— START OF SUPPLIED MATERIAL —

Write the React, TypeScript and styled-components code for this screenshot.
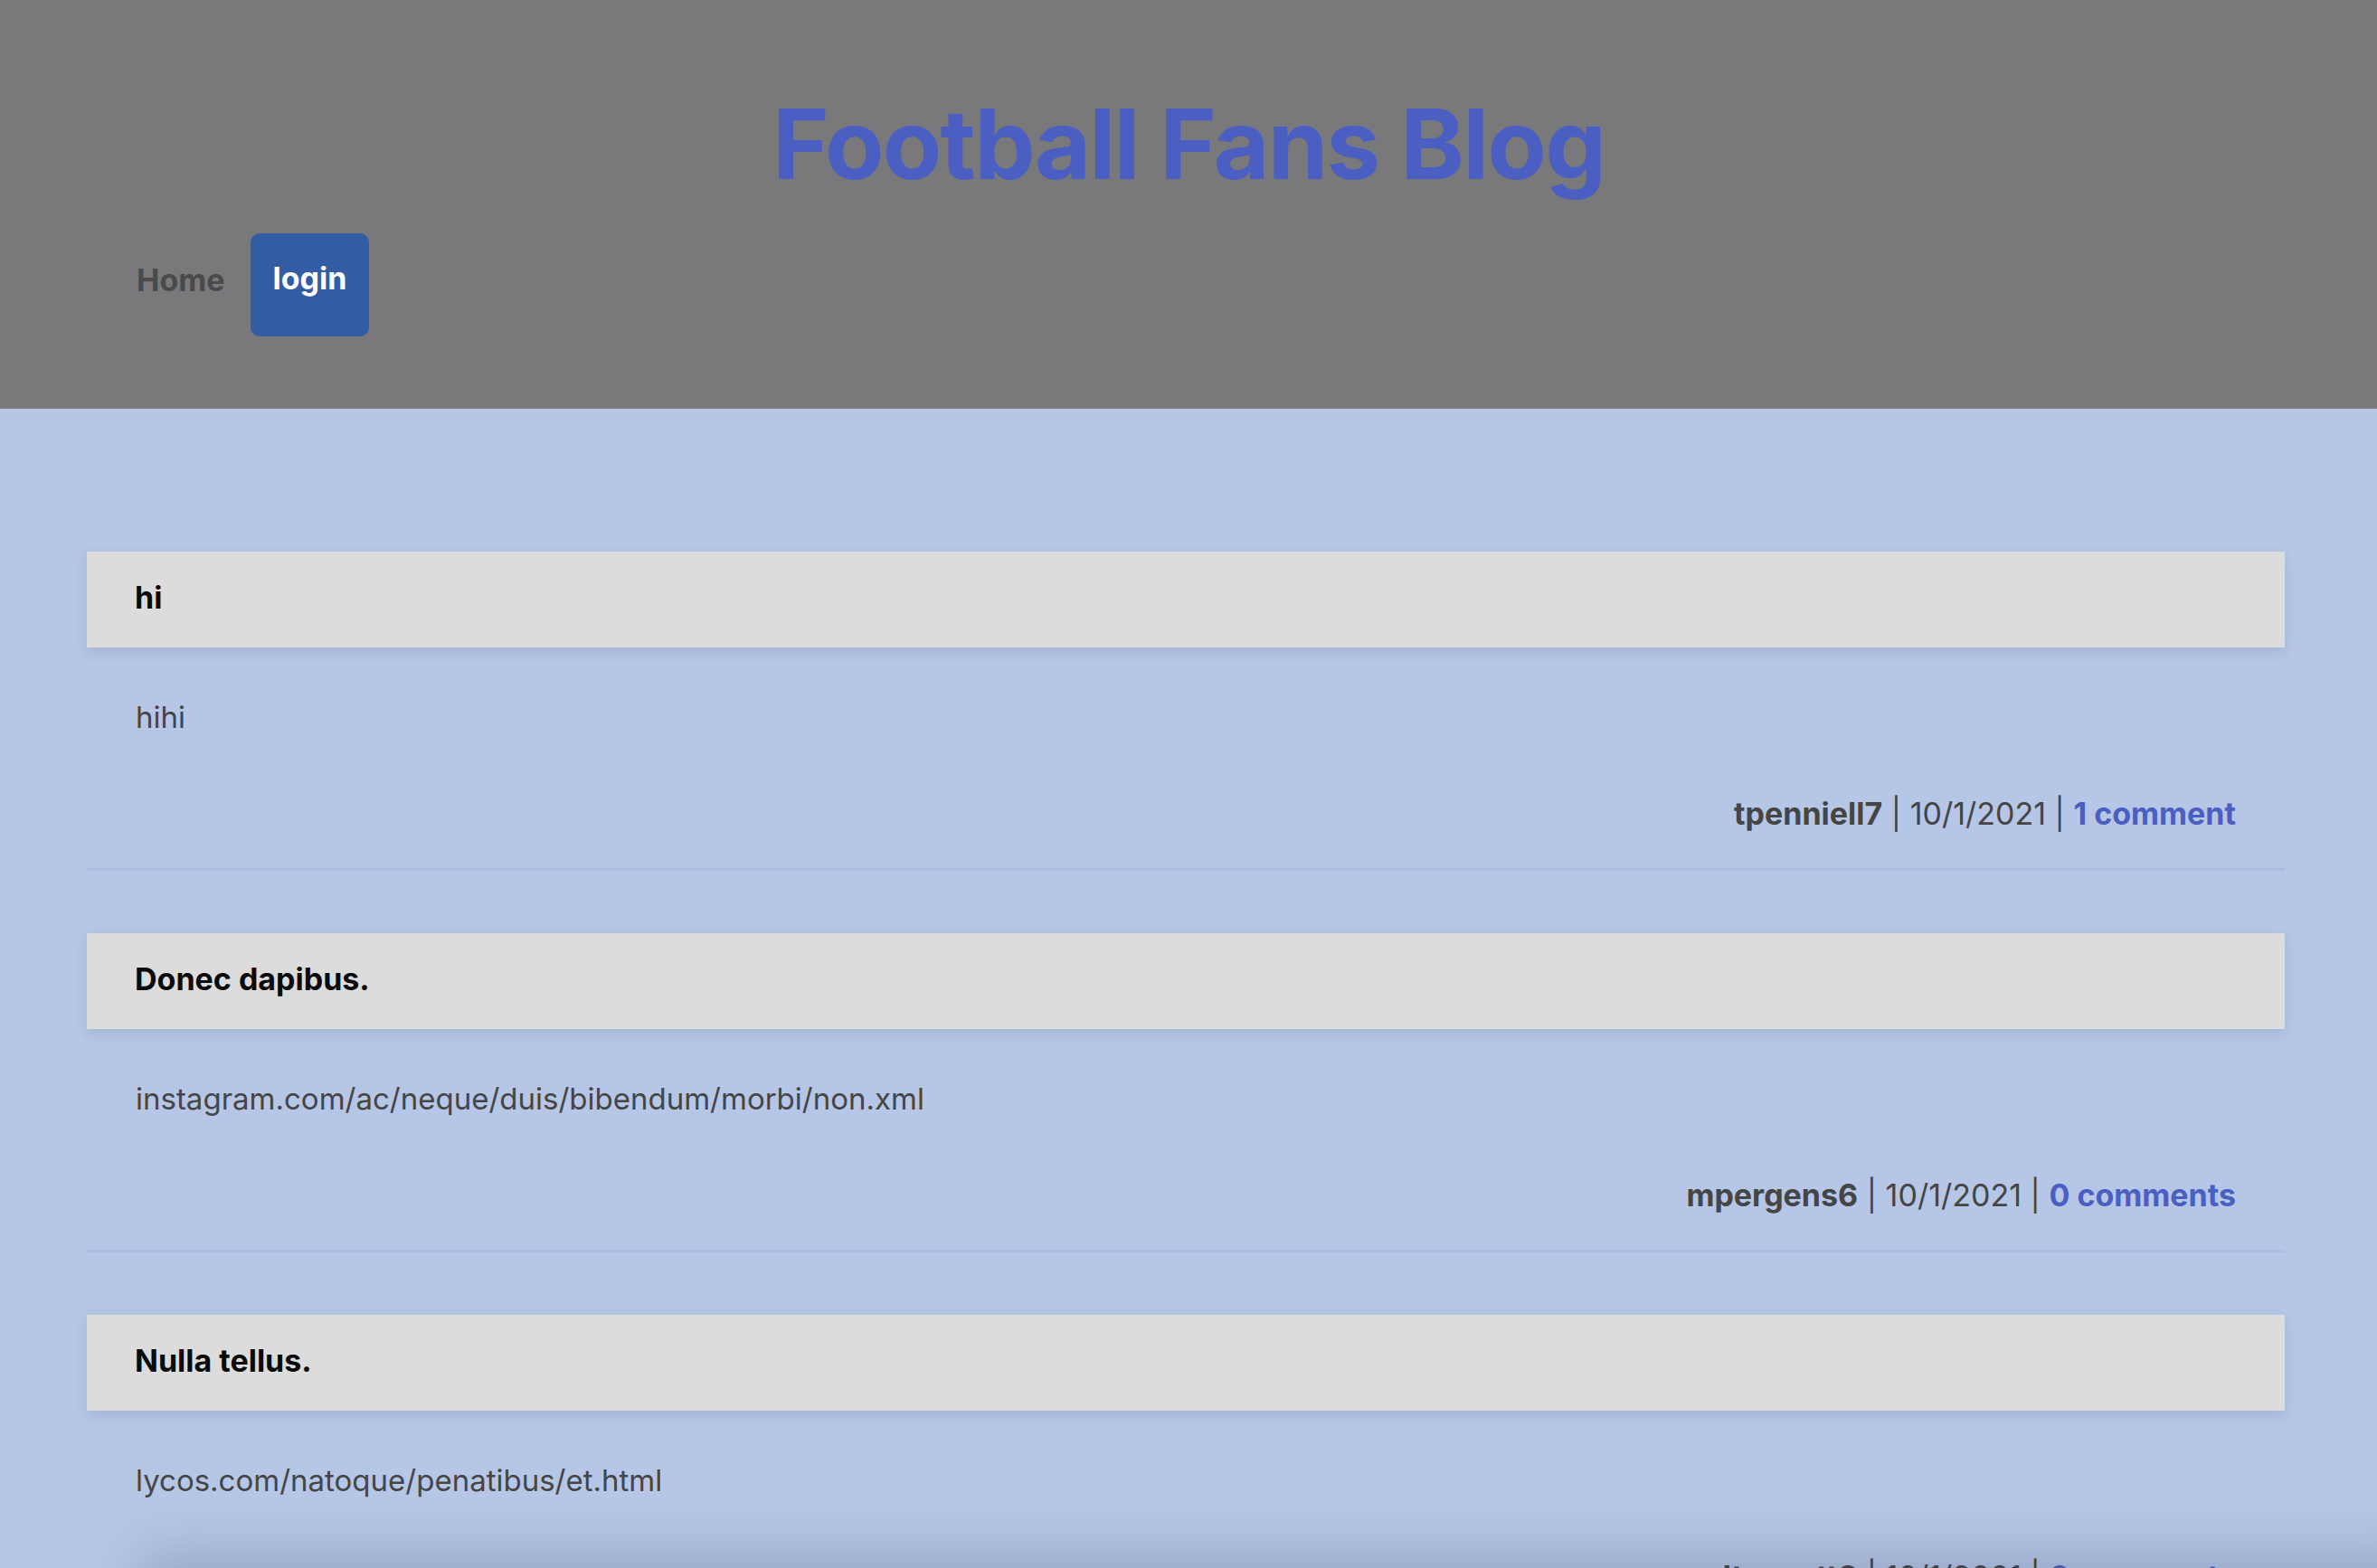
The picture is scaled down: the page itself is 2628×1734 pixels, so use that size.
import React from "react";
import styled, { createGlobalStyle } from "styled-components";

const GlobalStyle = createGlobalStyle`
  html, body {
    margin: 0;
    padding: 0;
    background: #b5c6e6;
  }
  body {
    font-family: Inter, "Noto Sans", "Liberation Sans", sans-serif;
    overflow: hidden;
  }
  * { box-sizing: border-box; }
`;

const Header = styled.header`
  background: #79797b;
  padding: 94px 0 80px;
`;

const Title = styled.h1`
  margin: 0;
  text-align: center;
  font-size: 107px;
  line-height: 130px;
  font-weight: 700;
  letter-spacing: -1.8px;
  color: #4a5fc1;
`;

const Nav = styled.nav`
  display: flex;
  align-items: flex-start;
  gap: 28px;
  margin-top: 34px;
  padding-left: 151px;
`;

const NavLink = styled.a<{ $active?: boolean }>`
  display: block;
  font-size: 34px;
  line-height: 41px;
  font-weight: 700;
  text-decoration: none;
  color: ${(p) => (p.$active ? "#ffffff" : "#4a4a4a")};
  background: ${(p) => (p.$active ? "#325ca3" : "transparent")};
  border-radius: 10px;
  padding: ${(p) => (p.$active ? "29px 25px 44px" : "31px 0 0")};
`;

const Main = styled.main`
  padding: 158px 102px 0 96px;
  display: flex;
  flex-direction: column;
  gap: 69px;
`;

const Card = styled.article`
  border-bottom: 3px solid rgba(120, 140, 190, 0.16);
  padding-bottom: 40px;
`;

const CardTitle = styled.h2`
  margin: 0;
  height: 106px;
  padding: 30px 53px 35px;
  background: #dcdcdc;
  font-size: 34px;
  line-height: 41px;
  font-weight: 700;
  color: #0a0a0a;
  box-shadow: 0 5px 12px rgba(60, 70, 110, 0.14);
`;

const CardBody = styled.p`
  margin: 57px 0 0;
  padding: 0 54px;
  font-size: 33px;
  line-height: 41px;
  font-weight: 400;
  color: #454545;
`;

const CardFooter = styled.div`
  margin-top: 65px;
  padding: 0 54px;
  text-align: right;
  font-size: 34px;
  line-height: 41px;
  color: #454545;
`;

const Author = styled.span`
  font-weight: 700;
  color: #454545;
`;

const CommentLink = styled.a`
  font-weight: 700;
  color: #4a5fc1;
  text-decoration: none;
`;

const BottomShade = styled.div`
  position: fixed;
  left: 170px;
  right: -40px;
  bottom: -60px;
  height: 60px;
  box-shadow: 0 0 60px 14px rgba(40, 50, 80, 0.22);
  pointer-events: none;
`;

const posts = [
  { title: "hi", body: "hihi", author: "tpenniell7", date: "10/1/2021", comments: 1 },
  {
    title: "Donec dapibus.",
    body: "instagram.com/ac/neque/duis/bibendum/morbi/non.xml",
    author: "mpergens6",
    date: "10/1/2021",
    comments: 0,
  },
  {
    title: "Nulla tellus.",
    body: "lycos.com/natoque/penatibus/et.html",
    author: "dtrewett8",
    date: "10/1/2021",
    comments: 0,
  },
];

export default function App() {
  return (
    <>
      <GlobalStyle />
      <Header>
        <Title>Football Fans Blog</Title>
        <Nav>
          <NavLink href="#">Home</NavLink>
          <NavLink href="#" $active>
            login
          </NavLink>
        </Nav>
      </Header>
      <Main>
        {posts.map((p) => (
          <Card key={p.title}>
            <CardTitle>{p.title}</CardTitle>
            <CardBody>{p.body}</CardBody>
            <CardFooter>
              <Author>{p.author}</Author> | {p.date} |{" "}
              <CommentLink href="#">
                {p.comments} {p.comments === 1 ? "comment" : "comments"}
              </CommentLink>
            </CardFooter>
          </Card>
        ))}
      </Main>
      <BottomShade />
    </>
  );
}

— END OF SUPPLIED MATERIAL —

Transcribe the material as is, with images omitted.

- _OUTPUT OF THE TASK_:
Write the React, TypeScript and styled-components code for this screenshot.
The picture is scaled down: the page itself is 2628×1734 pixels, so use that size.
import React from "react";
import styled, { createGlobalStyle } from "styled-components";

const GlobalStyle = createGlobalStyle`
  html, body {
    margin: 0;
    padding: 0;
    background: #b5c6e6;
  }
  body {
    font-family: Inter, "Noto Sans", "Liberation Sans", sans-serif;
    overflow: hidden;
  }
  * { box-sizing: border-box; }
`;

const Header = styled.header`
  background: #79797b;
  padding: 94px 0 80px;
`;

const Title = styled.h1`
  margin: 0;
  text-align: center;
  font-size: 107px;
  line-height: 130px;
  font-weight: 700;
  letter-spacing: -1.8px;
  color: #4a5fc1;
`;

const Nav = styled.nav`
  display: flex;
  align-items: flex-start;
  gap: 28px;
  margin-top: 34px;
  padding-left: 151px;
`;

const NavLink = styled.a<{ $active?: boolean }>`
  display: block;
  font-size: 34px;
  line-height: 41px;
  font-weight: 700;
  text-decoration: none;
  color: ${(p) => (p.$active ? "#ffffff" : "#4a4a4a")};
  background: ${(p) => (p.$active ? "#325ca3" : "transparent")};
  border-radius: 10px;
  padding: ${(p) => (p.$active ? "29px 25px 44px" : "31px 0 0")};
`;

const Main = styled.main`
  padding: 158px 102px 0 96px;
  display: flex;
  flex-direction: column;
  gap: 69px;
`;

const Card = styled.article`
  border-bottom: 3px solid rgba(120, 140, 190, 0.16);
  padding-bottom: 40px;
`;

const CardTitle = styled.h2`
  margin: 0;
  height: 106px;
  padding: 30px 53px 35px;
  background: #dcdcdc;
  font-size: 34px;
  line-height: 41px;
  font-weight: 700;
  color: #0a0a0a;
  box-shadow: 0 5px 12px rgba(60, 70, 110, 0.14);
`;

const CardBody = styled.p`
  margin: 57px 0 0;
  padding: 0 54px;
  font-size: 33px;
  line-height: 41px;
  font-weight: 400;
  color: #454545;
`;

const CardFooter = styled.div`
  margin-top: 65px;
  padding: 0 54px;
  text-align: right;
  font-size: 34px;
  line-height: 41px;
  color: #454545;
`;

const Author = styled.span`
  font-weight: 700;
  color: #454545;
`;

const CommentLink = styled.a`
  font-weight: 700;
  color: #4a5fc1;
  text-decoration: none;
`;

const BottomShade = styled.div`
  position: fixed;
  left: 170px;
  right: -40px;
  bottom: -60px;
  height: 60px;
  box-shadow: 0 0 60px 14px rgba(40, 50, 80, 0.22);
  pointer-events: none;
`;

const posts = [
  { title: "hi", body: "hihi", author: "tpenniell7", date: "10/1/2021", comments: 1 },
  {
    title: "Donec dapibus.",
    body: "instagram.com/ac/neque/duis/bibendum/morbi/non.xml",
    author: "mpergens6",
    date: "10/1/2021",
    comments: 0,
  },
  {
    title: "Nulla tellus.",
    body: "lycos.com/natoque/penatibus/et.html",
    author: "dtrewett8",
    date: "10/1/2021",
    comments: 0,
  },
];

export default function App() {
  return (
    <>
      <GlobalStyle />
      <Header>
        <Title>Football Fans Blog</Title>
        <Nav>
          <NavLink href="#">Home</NavLink>
          <NavLink href="#" $active>
            login
          </NavLink>
        </Nav>
      </Header>
      <Main>
        {posts.map((p) => (
          <Card key={p.title}>
            <CardTitle>{p.title}</CardTitle>
            <CardBody>{p.body}</CardBody>
            <CardFooter>
              <Author>{p.author}</Author> | {p.date} |{" "}
              <CommentLink href="#">
                {p.comments} {p.comments === 1 ? "comment" : "comments"}
              </CommentLink>
            </CardFooter>
          </Card>
        ))}
      </Main>
      <BottomShade />
    </>
  );
}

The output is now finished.